On October 31, 2002, Redwood West Coast, LLC exchanged 2,800 shares of Series B Convertible
Preferred Stock of Synbiotics Corporation for 2,800 shares of Series C Convertible Preferred Stock of
Synbiotics Corporation. Redwood West Coast, LLC is the beneficial owner of 2,800 shares of Series C
Convertible Preferred Stock of Synbiotics Corporation. Mr. Hendy is a 20.0338% owner of Redwood West
Coast, LLC - owning 19.0347% individually and 0.9991% through Redwood Holdings, LLC (Mr. Hendy is
a 24.9% owner of Redwood Holdings, LLC). In addition, Mr. Hendy serves on the Management
Committee of Redwood West Coast, LLC, which has sole voting and dispositive power with respect to the
shares.
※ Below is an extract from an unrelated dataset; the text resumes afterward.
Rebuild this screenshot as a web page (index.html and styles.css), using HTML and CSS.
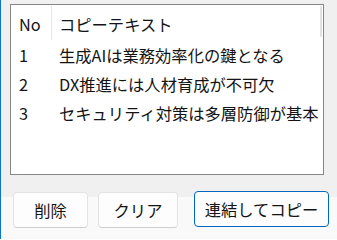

The shares are convertible into shares of common stock at any time into such number of shares
of common stock by dividing each share of Series C Convertible Preferred Stock, valued at $1,000, by
the conversion price - initially set at $0.12846 (these conversion features are identical to that of the Series
B Convertible Preferred Stock). Mr. Hendy disclaims beneficial ownership of the shares reflected above,
except to the extent of his direct and indirect pecuniary interest in Redwood West Coast, LLC.